The “outrage of austerity” profiled in new article
/This article was featured in the SCDC Weekly - 19th February 2025
The authors of a new book that explores the impact of austerity in Britain have written a guest blog for CHEX outlining the disastrous effects these policies have had on life expectancy in the UK.
David Walsh and Gerry McCartney, authors of “Social Murder? Austerity and Life Expectancy in the UK” set out how, throughout recent history, people living longer lives reflected broader societal progress around working and housing conditions, vaccinations, medical advances and more.
This improvement stops in 2010, where evidence shows that across all four nations of the UK, people stopped living longer; they started dying younger.

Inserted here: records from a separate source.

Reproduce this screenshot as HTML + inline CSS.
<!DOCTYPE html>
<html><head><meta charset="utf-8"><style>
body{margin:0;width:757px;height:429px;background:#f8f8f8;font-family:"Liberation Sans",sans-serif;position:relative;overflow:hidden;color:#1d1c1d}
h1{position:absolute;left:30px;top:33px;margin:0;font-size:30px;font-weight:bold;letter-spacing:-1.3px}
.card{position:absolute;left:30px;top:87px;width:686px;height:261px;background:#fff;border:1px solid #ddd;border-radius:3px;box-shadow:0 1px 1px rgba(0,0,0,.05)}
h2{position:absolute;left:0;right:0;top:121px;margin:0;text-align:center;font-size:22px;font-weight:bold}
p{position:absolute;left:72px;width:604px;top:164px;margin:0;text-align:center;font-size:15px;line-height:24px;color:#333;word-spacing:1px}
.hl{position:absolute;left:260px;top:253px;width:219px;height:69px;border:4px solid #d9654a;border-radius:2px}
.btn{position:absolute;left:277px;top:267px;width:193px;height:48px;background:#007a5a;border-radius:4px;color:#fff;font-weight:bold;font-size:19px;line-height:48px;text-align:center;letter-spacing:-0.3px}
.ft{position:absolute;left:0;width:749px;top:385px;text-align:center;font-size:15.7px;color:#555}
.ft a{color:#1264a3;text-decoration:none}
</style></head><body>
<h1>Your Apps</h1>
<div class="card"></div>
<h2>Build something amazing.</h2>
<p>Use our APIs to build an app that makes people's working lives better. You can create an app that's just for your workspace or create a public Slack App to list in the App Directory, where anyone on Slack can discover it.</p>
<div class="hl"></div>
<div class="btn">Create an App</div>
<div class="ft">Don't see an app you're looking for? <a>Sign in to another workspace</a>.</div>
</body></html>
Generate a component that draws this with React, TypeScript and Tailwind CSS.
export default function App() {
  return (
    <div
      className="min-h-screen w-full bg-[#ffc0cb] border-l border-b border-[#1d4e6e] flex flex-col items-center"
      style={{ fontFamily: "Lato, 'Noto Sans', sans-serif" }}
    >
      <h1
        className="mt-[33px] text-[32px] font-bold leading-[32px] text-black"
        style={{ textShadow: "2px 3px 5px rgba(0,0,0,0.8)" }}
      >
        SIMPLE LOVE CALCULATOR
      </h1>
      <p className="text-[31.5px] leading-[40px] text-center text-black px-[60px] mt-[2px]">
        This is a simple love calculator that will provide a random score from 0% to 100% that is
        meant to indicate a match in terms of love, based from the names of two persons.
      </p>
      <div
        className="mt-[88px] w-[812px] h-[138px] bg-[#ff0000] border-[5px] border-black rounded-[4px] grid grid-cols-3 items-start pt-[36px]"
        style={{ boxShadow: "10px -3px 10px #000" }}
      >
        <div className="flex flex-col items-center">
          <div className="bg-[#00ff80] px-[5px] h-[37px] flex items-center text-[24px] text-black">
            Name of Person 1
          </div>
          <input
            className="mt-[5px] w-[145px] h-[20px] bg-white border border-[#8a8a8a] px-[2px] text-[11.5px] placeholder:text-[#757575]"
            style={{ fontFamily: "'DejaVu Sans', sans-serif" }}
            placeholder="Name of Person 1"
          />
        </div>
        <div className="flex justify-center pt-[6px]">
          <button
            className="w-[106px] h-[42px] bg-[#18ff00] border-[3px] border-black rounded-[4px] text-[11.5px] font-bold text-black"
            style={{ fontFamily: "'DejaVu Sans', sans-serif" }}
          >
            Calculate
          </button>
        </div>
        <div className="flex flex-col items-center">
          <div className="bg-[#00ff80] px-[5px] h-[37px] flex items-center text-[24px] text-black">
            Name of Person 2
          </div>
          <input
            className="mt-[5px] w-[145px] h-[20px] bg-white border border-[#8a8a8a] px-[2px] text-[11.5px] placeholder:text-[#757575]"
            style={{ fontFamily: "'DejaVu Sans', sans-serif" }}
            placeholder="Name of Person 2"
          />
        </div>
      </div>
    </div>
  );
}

A reversal of more than a century’s improvement.
The evidence, presented and discussed in the new book, shows very clearly that this was principally the result of UK government policies which cut government funding on a massive scale: austerity. Vital local services that people depend on for support were slashed.

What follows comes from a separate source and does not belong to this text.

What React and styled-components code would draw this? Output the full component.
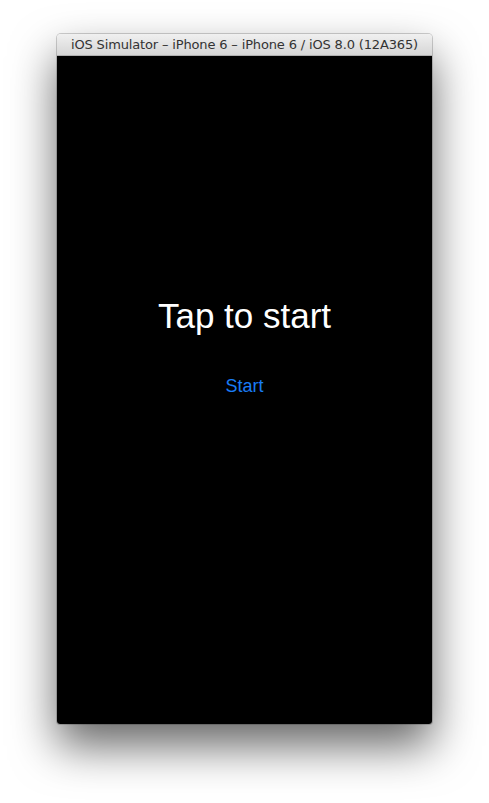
import React from "react";
import styled, { createGlobalStyle } from "styled-components";

const GlobalStyle = createGlobalStyle`
  html, body {
    margin: 0;
    padding: 0;
    background: #ffffff;
  }
`;

const Page = styled.div`
  width: 489px;
  height: 803px;
  display: flex;
  justify-content: center;
  padding-top: 34px;
  box-sizing: border-box;
`;

const Window = styled.div`
  width: 375px;
  display: flex;
  flex-direction: column;
  border-radius: 4px 4px 3px 3px;
  box-shadow: 0 22px 45px rgba(0, 0, 0, 0.6), 0 0 0 1px rgba(0, 0, 0, 0.18);
  height: 690px;
  overflow: hidden;
`;

const TitleBar = styled.div`
  height: 22px;
  flex-shrink: 0;
  display: flex;
  align-items: center;
  justify-content: center;
  background: linear-gradient(#f0f0f0, #d6d6d6);
  border-bottom: 1px solid #b0b0b0;
  box-sizing: border-box;
  font-family: "DejaVu Sans", sans-serif;
  font-size: 13px;
  color: #333333;
  letter-spacing: -0.15px;
`;

const Screen = styled.div`
  flex: 1;
  background: #000000;
  display: flex;
  flex-direction: column;
  align-items: center;
  font-family: "Liberation Sans", Arial, sans-serif;
`;

const Heading = styled.div`
  margin-top: 240px;
  color: #ffffff;
  font-size: 35px;
  line-height: 40px;
`;

const StartButton = styled.button`
  margin-top: 40px;
  background: none;
  border: none;
  padding: 0;
  font-family: inherit;
  font-size: 18px;
  color: #1a7cf5;
  cursor: pointer;
`;

const App = () => {
  return (
    <Page>
      <GlobalStyle />
      <Window>
        <TitleBar>iOS Simulator – iPhone 6 – iPhone 6 / iOS 8.0 (12A365)</TitleBar>
        <Screen>
          <Heading>Tap to start</Heading>
          <StartButton>Start</StartButton>
        </Screen>
      </Window>
    </Page>
  );
};

export default App;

The result is tens of billions cut from the annual social security bills, massively increased child poverty, and eleven million people in the UK being classed as ‘food insecure’. And, most damning, people dying. Research shows that more people have died as a result of austerity policies than from the Covid-19 pandemic.
“At this point, it is simply not enough to be outraged”, the authors conclude, “we also need to be active. To be motivated by shared anger to organise, campaign and protest. We hope that the evidence we have collated can help inform and drive community organisations to action.”